> Recorded information
============

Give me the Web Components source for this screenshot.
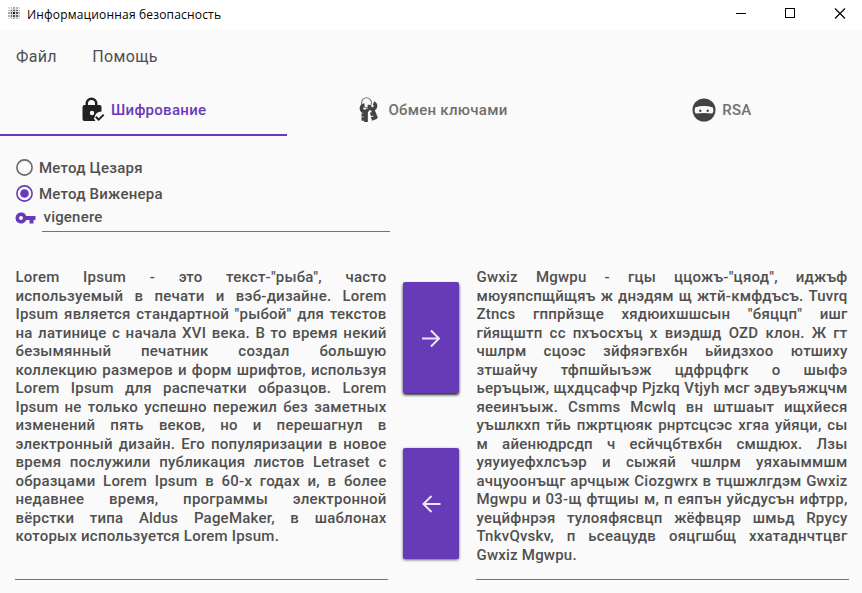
<!DOCTYPE html>
<html lang="ru">
<head>
<meta charset="utf-8">
<title>Информационная безопасность</title>
<style>
html,body{margin:0;height:100%;background:#fafafa;overflow:hidden}
body{font-family:Roboto,"Liberation Sans",sans-serif;color:#505050}
</style>
</head>
<body>
<title-bar>Информационная безопасность</title-bar>
<menu-bar><span>Файл</span><span>Помощь</span></menu-bar>
<tab-bar>
<tab-item selected><glyph-icon slot="icon" name="lock" box="0 0 24 26"></glyph-icon>Шифрование</tab-item>
<tab-item style="padding-left:4px"><glyph-icon slot="icon" name="keys" box="0 0 22 26"></glyph-icon>Обмен ключами</tab-item>
<tab-item style="padding-left:7px"><glyph-icon slot="icon" name="ninja"></glyph-icon>RSA</tab-item>
</tab-bar>
<cipher-page>
<radio-option slot="options">Метод Цезаря</radio-option>
<radio-option slot="options" checked>Метод Виженера</radio-option>
<key-field slot="options">vigenere</key-field>
<text-area slot="source">
Lorem Ipsum - это текст-"рыба", часто
используемый в печати и вэб-дизайне. Lorem
Ipsum является стандартной "рыбой" для текстов
на латинице с начала XVI века. В то время некий
безымянный печатник создал большую
коллекцию размеров и форм шрифтов, используя
Lorem Ipsum для распечатки образцов. Lorem
Ipsum не только успешно пережил без заметных
изменений пять веков, но и перешагнул в
электронный дизайн. Его популяризации в новое
время послужили публикация листов Letraset с
образцами Lorem Ipsum в 60-х годах и, в более
недавнее время, программы электронной
вёрстки типа Aldus PageMaker, в шаблонах
которых используется Lorem Ipsum.
</text-area>
<action-button slot="buttons" raised><glyph-icon name="right"></glyph-icon></action-button>
<action-button slot="buttons"><glyph-icon name="left"></glyph-icon></action-button>
<text-area slot="result">
Gwxiz Mgwpu - гцы ццожъ-"цяод", иджъф
мюуяпспщйщяъ ж днэдям щ жтй-кмфдъсъ. Tuvrq
Ztncs гппрйзще хядюихшшсын "бяццп" ишг
гйящштп сс пхъосхъц х виэдшд OZD клон. Ж гт
чшлрм сцоэс зйфяэгвхбн ьйидзхоо ютшиху
зтшайчу тфпшйыъэж цдфрцфгк о шыфэ
ьеръцыж, щхдцсафчр Pjzkq Vtjyh мсг эдвуъяжцчм
яееинъыж. Csmms Mcwlq вн штшаыт ищхйеся
уъшлкхп тйь пжртцюяк рнртсцсэс хгяа уйяци, сы
м айенюдрсдп ч есйчцбтвхбн смшдюх. Лзы
уяуиуефхлсъэр и сыжяй чшлрм уяхаыммшм
ачцуоонъщг арчцыж Ciozgwrx в тцшжлгдэм Gwxiz
Mgwpu и 03-щ фтщиы м, п еяпън уйсдусън ифтрр,
уецйфнрэя тулояфясвцп жёфвцяр шмьд Rpycy
TnkvQvskv, п ьсеацудв ояцгшбщ ххатаднчтцвг
Gwxiz Mgwpu.
</text-area>
</cipher-page>
<script>
const define = (name, html, setup) => customElements.define(name, class extends HTMLElement {
  connectedCallback() {
    if (this.shadowRoot) return;
    const t = document.createElement('template');
    t.innerHTML = html;
    this.attachShadow({mode: 'open'}).append(t.content.cloneNode(true));
    if (setup) setup(this, this.shadowRoot);
  }
});

define('title-bar', `<style>
:host{display:flex;height:30px;background:#fff;color:#000;align-items:center;padding-left:8px;box-sizing:border-box;font:12px/16px "Open Sans","Noto Sans",sans-serif;letter-spacing:.18px}
svg{display:block;flex:none}
.logo{width:13px;height:13px;margin:0 6px 3px 0}
.name{flex:1;white-space:nowrap;margin-bottom:1px}
.ctl{width:50px;height:30px}
</style>
<svg class="logo" viewBox="0 0 13 13" shape-rendering="crispEdges"></svg><span class="name"><slot></slot></span>
<svg class="ctl" viewBox="0 0 50 30" shape-rendering="crispEdges"><path d="M24 13.5h10" stroke="#000"/></svg>
<svg class="ctl" viewBox="0 0 50 30" shape-rendering="crispEdges"><path d="M23.5 8.5h9v9h-9z" fill="none" stroke="#000"/></svg>
<svg class="ctl" viewBox="0 0 50 30"><path d="M23 8.5l10 10M33 8.5l-10 10" stroke="#000" stroke-width="1.1"/></svg>`,
(host, root) => {
  const at = [0, 3, 5, 8, 11], size = [2, 1, 2, 2, 1];
  let dots = '<rect x="2" y="2" width="9" height="9" opacity=".15"/>';
  at.forEach((y, j) => at.forEach((x, i) => {
    const d = Math.hypot(i - 2, j - 2);
    dots += `<rect x="${x}" y="${y}" width="${size[i]}" height="${size[j]}" opacity="${Math.max(.15, .9 - d * .27)}"/>`;
  }));
  root.querySelector('.logo').innerHTML = dots;
});

define('menu-bar', `<style>
:host{display:flex;gap:35.5px;height:52px;padding-left:16px;align-items:center;font-size:16px;letter-spacing:.32px}
</style><slot></slot>`);

define('tab-bar', `<style>:host{display:grid;grid-template-columns:repeat(3,minmax(0,1fr));height:54px}</style><slot></slot>`);

define('tab-item', `<style>
:host{display:flex;height:54px;box-sizing:border-box;align-items:center;justify-content:center;gap:6px;border-bottom:2px solid transparent;color:#6f6f6f;font-weight:500;font-size:15px;letter-spacing:.28px;padding-top:3px}
:host([selected]){color:#673ab7;border-color:#673ab7}
</style><slot name="icon"></slot><span><slot></slot></span>`);

const icons = {
  lock: `<path fill="#212121" d="M4 8H4.500V6.500a6 6 0 0 1 12 0V8H18.500q2 0 2 2V14.500q-6 0-7 6 0 2 1 3.500H3.500Q1.500 24 1.500 22V10q0-2 2-2z"/><path fill="#fafafa" d="M7 8V6.500a3.500 3.500 0 0 1 7 0V8z"/><circle cx="11" cy="16" r="2.200" fill="#fafafa"/><path fill="none" stroke="#fafafa" stroke-width="5" d="M14.500 19.800l3 3L23 17.200"/><path fill="none" stroke="#212121" stroke-width="2" d="M14.800 19.700l2.900 2.900 5-5"/>`,
  keys: `<circle cx="7.500" cy="5.800" r="5" fill="none" stroke="#777" stroke-width="1.100"/><g fill="none" stroke="#424242"><path stroke-width="3.600" d="M5.500 8A3.300 3.300 0 1 0 9 11.500"/><path stroke-width="3.700" d="M7 13v12M7 18H2.500M7 22H2.500"/><path stroke-width="3.600" d="M14.500 6A3.100 3.100 0 1 1 10.500 8"/><path stroke-width="3.500" d="M13 11l4.300 10.500M15.500 16l-4 1.500M17.500 20.200l-5 1.800"/></g>`,
  ninja: `<circle cx="12" cy="12" r="11.500" fill="#424242"/><path fill="#fafafa" d="M3 9.400Q12 6.500 21 9.400q1 3-.5 6Q12 14.500 3.500 15.400 2 12.500 3 9.400z"/><circle cx="8.300" cy="12.700" r="1.200" fill="#424242"/><circle cx="15.700" cy="12.700" r="1.200" fill="#424242"/>`,
  key: `<path fill="#673ab7" fill-rule="evenodd" d="M11.800 4H21v4h-2v3.500h-4V8h-3.200A5.600 5.600 0 1 1 11.800 4zM6.500 4a2 2 0 1 0 0 4 2 2 0 0 0 0-4z"/>`,
  right: `<path fill="none" stroke="#ece5f6" stroke-width="2" d="M3 12.500h17M12 4.500l8 8-8 8"/>`,
  left: `<path fill="none" stroke="#ece5f6" stroke-width="2" d="M21.500 12H4.500M12.500 4l-8 8 8 8"/>`
};
define('glyph-icon', `<style>:host{display:block;flex:none;width:24px;height:26px}svg{display:block;width:100%;height:100%}</style><svg></svg>`,
(host, root) => {
  const svg = root.querySelector('svg');
  svg.setAttribute('viewBox', host.getAttribute('box') || '0 0 24 24');
  svg.innerHTML = icons[host.getAttribute('name')];
});

define('radio-option', `<style>
:host{display:flex;align-items:center;height:26px;gap:6px;font-weight:500;font-size:15px;letter-spacing:.23px}
svg{width:17px;height:17px;margin-bottom:2px;color:#6a6a6a}
.dot{display:none}
:host([checked]) svg{color:#673ab7}
:host([checked]) .dot{display:block}
</style><svg viewBox="0 0 17 17"><circle cx="8.500" cy="8.500" r="7.600" fill="none" stroke="currentColor" stroke-width="1.600"/><circle class="dot" cx="8.500" cy="8.500" r="4.300" fill="currentColor"/></svg><span><slot></slot></span>`);

define('key-field', `<style>
:host{display:flex;height:25px;width:375px;margin-left:-1px;font-weight:500;font-size:15px;line-height:20px;letter-spacing:.2px}
glyph-icon{width:21px;height:12px;margin:5px 6px 0 0}
div{flex:1;border-bottom:1px solid #747474;padding-left:1.5px;box-sizing:border-box}
</style><glyph-icon name="key" box="0.5 0 21 12"></glyph-icon><div><slot></slot></div>`);

define('text-area', `<style>
:host{display:block;box-sizing:border-box;width:373px;height:313px;border-bottom:1px solid #747474;padding:1px .5px 0;font-weight:500;font-size:15px;letter-spacing:.22px}
p{margin:0;height:18.53px;line-height:18.53px;text-align:justify;text-align-last:justify;white-space:nowrap;width:371px}
p:last-child{text-align-last:left}
</style>`,
(host, root) => {
  for (const line of host.textContent.trim().split('\n')) {
    const p = document.createElement('p');
    p.textContent = line.trim();
    root.append(p);
  }
});

define('action-button', `<style>
:host{display:grid;place-items:center;width:56px;height:111px;border-radius:2px;background:#673ab7;box-shadow:0 1px 3px rgba(0,0,0,.6)}
:host([raised]){box-shadow:0 2px 3px rgba(0,0,0,.85)}
::slotted(glyph-icon){height:24px}
</style><slot></slot>`);

define('cipher-page', `<style>
:host{display:flex;flex-direction:column;padding:19px 0 0 16px}
.work{display:flex;margin:35px 0 0 -1px}
.buttons{display:flex;flex-direction:column;gap:55px;margin:15px 17px 0 15px}
</style><slot name="options"></slot>
<div class="work"><slot name="source"></slot><div class="buttons"><slot name="buttons"></slot></div><slot name="result"></slot></div>`);
</script>
</body>
</html>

============

> Problem
Give the number of lines containing the word "source". No other answer is needed.

> Correct answer
3